In the absence of the Government’s banking deposit guarantee, Lenihan said, “The alternative [would have been] economic dislocation and economic disaster, and the roots of that had been laid some time before that.” He spoke more freely about public, rather than political, responsibility, quoting Alan Greenspan’s notion of “irrational exuberance . . . where people over-valued assets and had unrealistic expectations about the value and the potential return from these assets.”

The Minister also appeared to pour cold water on a property tax. "It is very difficult if you are talking about capital taxes in the present climate to talk about property taxes, because that is just another capital tax," he said. However, on Monday's Lunchtime(Newstalk 106-108, weekdays) Fianna Fáil's Chris Andrews told Damien Kiberd: "In the long term, some form of property tax will be introduced but it has to be equitable and fair." (Those who like to call up Livelinein a tizzy needn't fret yet.) Lenihan said Fianna Fáil would be led by Taoiseach Brian Cowen in the next election. He then took aim at the competition: "What I have seen from the Opposition benches is a great deal of contradictory posturing and populist rhetoric, and a refusal to stake out definite political positions, especially on the part of the Labour party." He also said there was an "abject failure" by Fine Gael to offer a viable alternative in the last election.

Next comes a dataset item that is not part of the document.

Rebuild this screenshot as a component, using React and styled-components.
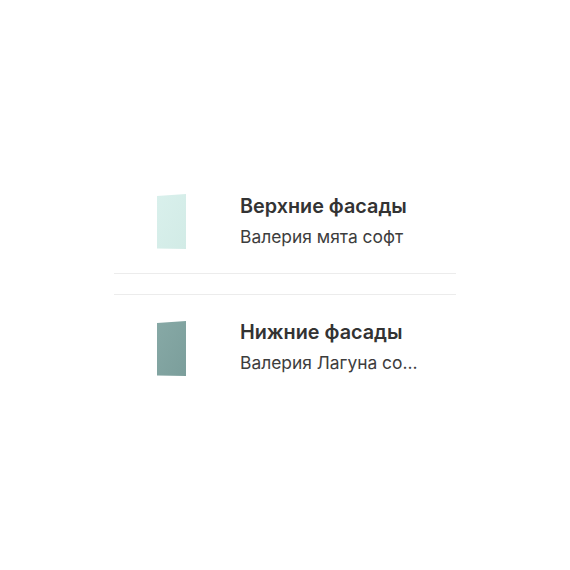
import React from "react";
import styled, { createGlobalStyle } from "styled-components";

const Global = createGlobalStyle`
  html, body { margin: 0; padding: 0; background: #ffffff; }
  body { font-family: Inter, "Noto Sans", sans-serif; }
`;

const Page = styled.div`
  width: 570px;
  height: 570px;
  display: flex;
  align-items: center;
  justify-content: center;
`;

const List = styled.div`
  width: 342px;
  display: flex;
  flex-direction: column;
  gap: 20px;
  margin-top: -3px;
`;

const Row = styled.div`
  display: flex;
  align-items: center;
  height: 106px;
  box-sizing: border-box;
  padding-left: 42px;
  border-top: ${(p) => (p.$top ? "1px solid #ececec" : "none")};
  border-bottom: ${(p) => (p.$bottom ? "1px solid #ececec" : "none")};
`;

const Thumb = styled.div`
  width: 32px;
  height: 56px;
  flex: none;
  display: flex;
  margin-top: 4px;
`;

const Info = styled.div`
  margin-left: 52px;
  display: flex;
  flex-direction: column;
  gap: 8px;
  min-width: 0;
  margin-top: ${(p) => (p.$top ? "0px" : "2px")};
`;

const Title = styled.div`
  font-size: 19.8px;
  font-weight: 600;
  color: #333333;
  line-height: 24px;
  white-space: nowrap;
`;

const Sub = styled.div`
  font-size: 17.4px;
  font-weight: 400;
  color: #3d3d3d;
  line-height: 22px;
  max-width: 180px;
  white-space: nowrap;
  overflow: hidden;
  text-overflow: ellipsis;
`;

const Panel = ({ from, to, id }) => (
  <svg width="32" height="56" viewBox="0 0 32 56">
    <defs>
      <linearGradient id={id} x1="0" y1="0" x2="1" y2="1">
        <stop offset="0" stopColor={from} />
        <stop offset="1" stopColor={to} />
      </linearGradient>
    </defs>
    <polygon points="1,2 30,0 30,55 1,54.5" fill={`url(#${id})`} />
  </svg>
);

const items = [
  { title: "Верхние фасады", sub: "Валерия мята софт", from: "#d9f0ec", to: "#d2ebe6", top: false, bottom: true },
  { title: "Нижние фасады", sub: "Валерия Лагуна софт", from: "#87a9a6", to: "#7b9e9b", top: true, bottom: false },
];

export default function App() {
  return (
    <>
      <Global />
      <Page>
        <List>
          {items.map((it, i) => (
            <Row key={i} $top={it.top} $bottom={it.bottom}>
              <Thumb>
                <Panel from={it.from} to={it.to} id={`g${i}`} />
              </Thumb>
              <Info $top={it.top}>
                <Title>{it.title}</Title>
                <Sub>{it.sub}</Sub>
              </Info>
            </Row>
          ))}
        </List>
      </Page>
    </>
  );
}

However, he needn't have bothered hitting out at Fine Gael. During this silly season, there has been enough damage inflicted on that party from within. On Tuesday's The Right Hook(Newstalk 106-108) George Hook said: "It's politicians who create that very season."

He then played a speech by Fine Gael’s Lucinda Creighton at the MacGill Summer School: “There can be no room in Fine Gael for the cute-hoor politics.

“We cannot, on the one hand, condemn Fianna Fáil for entertaining developers in the Galway tent, while on the other hand extend the biscuit tin for contributions from high profile developers who are beholden to Nama,” she added. Creighton’s words almost had enough political idealism to mask the self-promotion that lay within. In fact, the importance of loyalty to one’s leader would be a good topic for her to tackle next.

Friends First economist Jim Power claimed he, too, has been under attack. His comments at that summer school made headlines on most radio news bulletins. “I dared criticise the Department of Finance 18 months ago and they made a formal complaint to my employer and tried to get me sacked,” he alleged. (The Department of Finance rejects his allegations.)

But this was all a sideshow to the news that Moody’s credit rating agency downgraded Ireland’s sovereign bond rating to Aa2 from Aa1. Brian Cowen lamented the “pervasive negativity” in the media. Moody’s actually cited “the Irish government’s gradual but significant loss of financial strength as reflected by its deteriorating debt affordability”. It goes to show nobody likes a critic. Those years before the property market crash, when the Government ignored economists’ warnings, is a perfect example.